Copy every line of the data that includes the string "styles".

▶ [Raw data]
+ + + + + + +
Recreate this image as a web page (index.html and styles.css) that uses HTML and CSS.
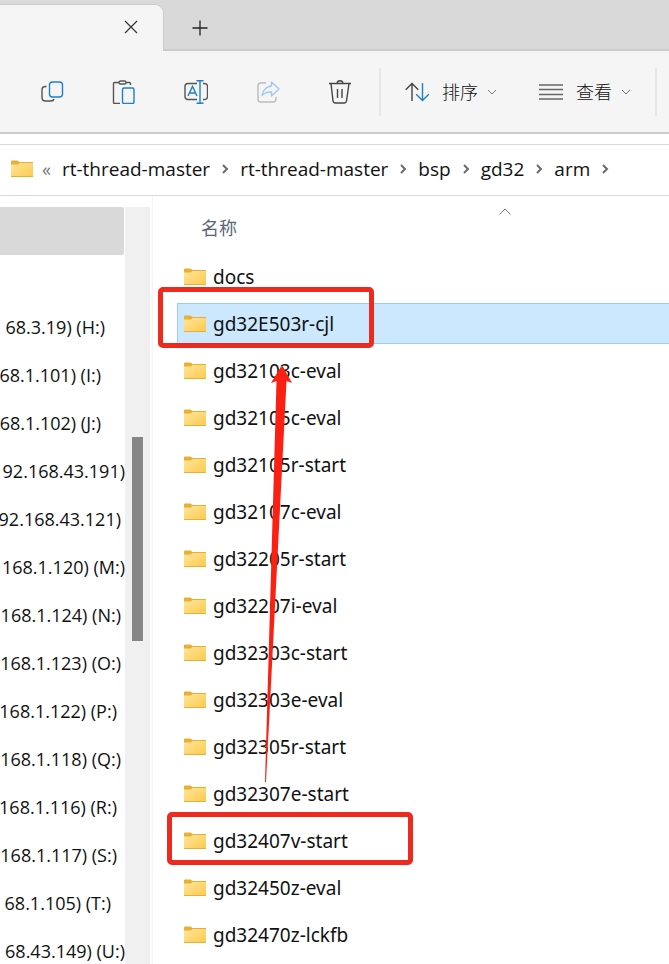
FILE: index.html
```
<!DOCTYPE html>
<html lang="zh-CN">
  <head>
    <meta charset="utf-8">
    <title>arm</title>
    <link rel="stylesheet" href="styles.css">
  </head>
  <body>
    <svg class="defs" width="0" height="0">
      <defs>
        <linearGradient id="fold" x1="0" y1="0" x2="1" y2="1">
          <stop offset="0" stop-color="#ffe59b"/>
          <stop offset="1" stop-color="#fcca4c"/>
        </linearGradient>
        <symbol id="folder" viewBox="0 0 22 18">
          <path d="M0 1.5Q0 .5 1 .5h5.5L8.5 2H22v6H0z" fill="#e8b030"/>
          <path d="M0 4.5h7L8.5 3H22v14H0z" fill="url(#fold)"/>
          <path d="M0 16.5h22" stroke="#e3b13f"/>
        </symbol>
        <symbol id="down" viewBox="0 0 10 6">
          <path d="M1 1l4 4 4-4" fill="none" stroke="#777"/>
        </symbol>
        <symbol id="next" viewBox="0 0 8 10">
          <path d="M2 1l4 4-4 4" fill="none" stroke="#6a6a6a" stroke-width="2"/>
        </symbol>
      </defs>
    </svg>

    <header class="titlebar">
      <div class="tab">
        <button class="icon-btn" aria-label="关闭">
          <svg width="14" height="14" viewBox="0 0 14 14"><path d="M1 1l12 12M13 1L1 13" stroke="#333" stroke-width="1.2"/></svg>
        </button>
      </div>
      <button class="icon-btn new-tab" aria-label="新标签页">
        <svg width="16" height="16" viewBox="0 0 16 16"><path d="M8 .5v15M.5 8h15" stroke="#222" stroke-width="1.3"/></svg>
      </button>
    </header>

    <div class="toolbar">
      <div class="tools">
        <button class="icon-btn" aria-label="复制">
          <svg width="24" height="24" viewBox="0 0 24 24" fill="none" stroke-width="1.4">
            <path d="M6.500 6.500h-1Q2 6.500 2 10v7.500q0 3.500 3.500 3.500H11q2.500 0 3-2" stroke="#555"/>
            <rect x="9.500" y="2" width="13" height="15" rx="3" stroke="#1f7fcc"/>
          </svg>
        </button>
        <button class="icon-btn" aria-label="粘贴">
          <svg width="24" height="24" viewBox="0 0 24 24" fill="none" stroke-width="1.4">
            <path d="M7 2.500H2.500q-1 0-1 1v19q0 1 1 1H8M14 2.500h3.500q1 0 1 1V5" stroke="#555"/>
            <rect x="7" y="1" width="7" height="3" rx="1.500" stroke="#555"/>
            <rect x="10.500" y="8" width="11.500" height="15.500" rx="1.500" stroke="#1f7fcc"/>
          </svg>
        </button>
        <button class="icon-btn" aria-label="重命名">
          <svg width="24" height="24" viewBox="0 0 24 24" fill="none" stroke-width="1.4">
            <path d="M13 3.500H4Q1 3.500 1 6.500v10q0 3 3 3h9M19 3.500h1q3.500 0 3.500 3v10q0 3-3.500 3h-1" stroke="#555"/>
            <path d="M4 16L8.500 6.500 13 16M5.500 13h6" stroke="#1f7fcc"/>
            <path d="M12.500.7h7M12.500 23.300h7M16 .7v22.600" stroke="#1f7fcc"/>
          </svg>
        </button>
        <button class="icon-btn" aria-label="共享" disabled>
          <svg width="24" height="24" viewBox="0 0 24 24" fill="none" stroke-width="1.4" stroke-linejoin="round">
            <path d="M10 3H5Q2 3 2 6v13q0 3 3 3h12q3 0 3-3v-2" stroke="#bbb"/>
            <path d="M15.500 2l7.500 7-7.500 7v-4q-6-.5-9.500 3.500Q7.500 7 15.500 6z" stroke="#a6c8ec"/>
          </svg>
        </button>
        <button class="icon-btn" aria-label="删除">
          <svg width="24" height="24" viewBox="0 0 24 24" fill="none" stroke="#444" stroke-width="1.4">
            <path d="M1 3.500h22M3 3.500l2 17.500q.3 2 2 2h9.500q1.700 0 2-2L21 3.500M9 3.500q.3-2.800 3-2.800t3 2.800M9.500 9v9M14 9v9"/>
          </svg>
        </button>
      </div>
      <div class="menus">
        <button class="menu-btn">
          <svg width="24" height="20" viewBox="0 0 24 20" fill="none" stroke-width="1.4">
            <path d="M7 19V1.500M.7 7.700L7 1.500l6.300 6.200" stroke="#444"/>
            <path d="M17.500 1v17.500M11.200 12.300l6.300 6.200 6.300-6.200" stroke="#1f7fcc"/>
          </svg>
          <span>排序</span>
          <svg width="10" height="6"><use href="#down"/></svg>
        </button>
        <button class="menu-btn view">
          <svg width="24" height="16" viewBox="0 0 24 16"><path d="M0 1h24M0 5.500h24M0 10.500h24M0 15h24" stroke="#666" stroke-width="1.3"/></svg>
          <span>查看</span>
          <svg width="10" height="6"><use href="#down"/></svg>
        </button>
      </div>
    </div>

    <nav class="address">
      <svg width="22" height="18"><use href="#folder"/></svg>
      <span class="more">«</span>
      <a href="#">rt-thread-master</a>
      <svg width="8" height="10"><use href="#next"/></svg>
      <a href="#">rt-thread-master</a>
      <svg width="8" height="10"><use href="#next"/></svg>
      <a href="#">bsp</a>
      <svg width="8" height="10"><use href="#next"/></svg>
      <a href="#">gd32</a>
      <svg width="8" height="10"><use href="#next"/></svg>
      <a href="#">arm</a>
      <svg width="8" height="10"><use href="#next"/></svg>
    </nav>

    <main class="panes">
      <ul class="drives">
        <li class="current"></li>
        <li></li>
        <li class="in5">68.3.19) (H:)</li>
        <li class="in6">68.1.101) (I:)</li>
        <li class="in6">68.1.102) (J:)</li>
        <li>92.168.43.191)</li>
        <li class="in1">92.168.43.121)</li>
        <li>168.1.120) (M:)</li>
        <li class="in1">168.1.124) (N:)</li>
        <li class="in1">168.1.123) (O:)</li>
        <li class="in2">168.1.122) (P:)</li>
        <li class="in1">168.1.118) (Q:)</li>
        <li class="in2">168.1.116) (R:)</li>
        <li class="in2">168.1.117) (S:)</li>
        <li class="in3">68.1.105) (T:)</li>
        <li>68.43.149) (U:)</li>
      </ul>
      <div class="scrollbar"><div class="thumb"></div></div>

      <section class="files">
        <div class="column">
          <span>名称</span>
          <svg class="sort" width="14" height="8" viewBox="0 0 14 8"><path d="M1.500 6.500L7 1l5.500 5.500" fill="none" stroke="#777"/></svg>
        </div>
        <ul class="list">
          <li><svg width="22" height="18"><use href="#folder"/></svg>docs</li>
          <li class="selected"><svg width="22" height="18"><use href="#folder"/></svg>gd32E503r-cjl<div class="mark mark-new"></div></li>
          <li><svg width="22" height="18"><use href="#folder"/></svg>gd32103c-eval</li>
          <li><svg width="22" height="18"><use href="#folder"/></svg>gd32105c-eval</li>
          <li><svg width="22" height="18"><use href="#folder"/></svg>gd32105r-start</li>
          <li><svg width="22" height="18"><use href="#folder"/></svg>gd32107c-eval</li>
          <li><svg width="22" height="18"><use href="#folder"/></svg>gd32205r-start</li>
          <li><svg width="22" height="18"><use href="#folder"/></svg>gd32207i-eval</li>
          <li><svg width="22" height="18"><use href="#folder"/></svg>gd32303c-start</li>
          <li><svg width="22" height="18"><use href="#folder"/></svg>gd32303e-eval</li>
          <li><svg width="22" height="18"><use href="#folder"/></svg>gd32305r-start</li>
          <li><svg width="22" height="18"><use href="#folder"/></svg>gd32307e-start</li>
          <li><svg width="22" height="18"><use href="#folder"/></svg>gd32407v-start<div class="mark mark-base"></div></li>
          <li><svg width="22" height="18"><use href="#folder"/></svg>gd32450z-eval</li>
          <li><svg width="22" height="18"><use href="#folder"/></svg>gd32470z-lckfb</li>
        </ul>
        <svg class="arrow" width="30" height="418" viewBox="0 0 30 418">
          <path d="M20 0L30 18 24.500 16 4 417H3L14.500 16 9 18z" fill="#fb2012"/>
        </svg>
      </section>
    </main>
  </body>
</html>
```
FILE: styles.css
```
* {
  box-sizing: border-box;
}

body {
  margin: 0;
  height: 100vh;
  display: flex;
  flex-direction: column;
  overflow: hidden;
  background: #fff;
  color: #111;
  font-family: "Open Sans", "Noto Sans CJK SC", sans-serif;
  font-size: 18px;
  line-height: 24px;
}

ul {
  list-style: none;
  margin: 0;
  padding: 0;
}

button {
  border: 0;
  padding: 0;
  background: none;
  font: inherit;
  color: inherit;
}

svg {
  display: block;
  flex: none;
}

.defs {
  position: absolute;
}

.icon-btn {
  display: flex;
  align-items: center;
  justify-content: center;
}

/* title bar */
.titlebar {
  display: flex;
  align-items: flex-end;
  flex: none;
  height: 51px;
  background: linear-gradient(#d9d9d9 49px, #cbcbcb 49px);
}

.tab {
  display: flex;
  align-items: center;
  justify-content: flex-end;
  width: 164px;
  height: 47px;
  padding-right: 25px;
  padding-bottom: 2px;
  background: #f5f5f5;
  border-top: 1px solid #cbcbcb;
  border-right: 1px solid #cbcbcb;
  border-top-right-radius: 9px;
}

.new-tab {
  width: 32px;
  height: 47px;
  margin-left: 20px;
}

/* toolbar */
.toolbar {
  display: flex;
  align-items: center;
  flex: none;
  height: 83px;
  background: #f5f5f5;
  border-bottom: 2px solid #cbcbcb;
}

.tools {
  display: flex;
  gap: 48px;
  padding-left: 40px;
  padding-right: 27px;
}

.menus {
  display: flex;
  align-items: center;
  height: 48px;
  padding: 0 24px;
  border-left: 2px solid #e6e6e6;
  border-right: 2px solid #e6e6e6;
}

.menu-btn {
  display: flex;
  align-items: center;
  gap: 12px;
}

.menu-btn span {
  width: 38px;
  font-weight: 300;
}

.menu-btn svg:last-child {
  margin-left: -4px;
}

.view {
  margin-left: 42px;
}

/* address bar */
.address {
  display: flex;
  align-items: center;
  flex: none;
  height: 52px;
  margin-top: 10px;
  padding-left: 11px;
  padding-bottom: 2px;
  border-top: 1px solid #d9d9d9;
  border-bottom: 1px solid #d9d9d9;
  font-size: 19px;
}

.address a {
  margin: 0 11px;
  color: #111;
  text-decoration: none;
}

.more {
  margin-left: 9px;
  color: #777;
  font-size: 18px;
}

/* panes */
.panes {
  display: flex;
  flex: 1;
  min-height: 0;
}

.drives {
  width: 125px;
  padding-top: 11px;
  overflow: hidden;
}

.drives li {
  display: flex;
  align-items: center;
  justify-content: flex-end;
  height: 48px;
  white-space: nowrap;
}

.drives .current {
  width: 124px;
  background: #d9d9d9;
  border-radius: 0 2px 2px 0;
}

.drives .in1 { padding-right: 4px; }
.drives .in2 { padding-right: 8px; }
.drives .in3 { padding-right: 14px; }
.drives .in5 { padding-right: 20px; }
.drives .in6 { padding-right: 24px; }

.scrollbar {
  flex: none;
  width: 25px;
  margin-top: 11px;
  padding: 230px 7px 0;
  background: #f0f0f0;
}

.thumb {
  height: 204px;
  background: #858585;
}

.files {
  position: relative;
  flex: 1;
  margin-left: 2px;
  padding-left: 24px;
  border-left: 1px solid #f5f5f5;
}

.column {
  height: 60px;
  padding: 20px 24px 0;
  color: #5a6678;
}

.sort {
  position: absolute;
  left: 345px;
  top: 12px;
}

.list {
  display: flex;
  flex-direction: column;
  gap: 6px;
  font-family: "Noto Sans", sans-serif;
  font-size: 19px;
}

.list li {
  position: relative;
  display: flex;
  align-items: center;
  gap: 7px;
  flex: none;
  height: 41px;
  padding-left: 6px;
  border: 1px solid transparent;
  border-right: 0;
}

.list .selected {
  background: #cce8ff;
  border-color: #99cfee;
}

/* red pen marks over the list */
.mark {
  position: absolute;
  border: 5px solid #ec2a1e;
  border-radius: 5px;
}

.mark-new {
  left: -20px;
  top: -17px;
  width: 216px;
  height: 61px;
}

.mark-base {
  left: -11px;
  top: -9px;
  width: 246px;
  height: 53px;
}

.arrow {
  position: absolute;
  left: 109px;
  top: 169px;
}
```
+ + + + + + +
▶ [Response]
Recreate this image as a web page (index.html and styles.css) that uses HTML and CSS.
    <link rel="stylesheet" href="styles.css">
FILE: styles.css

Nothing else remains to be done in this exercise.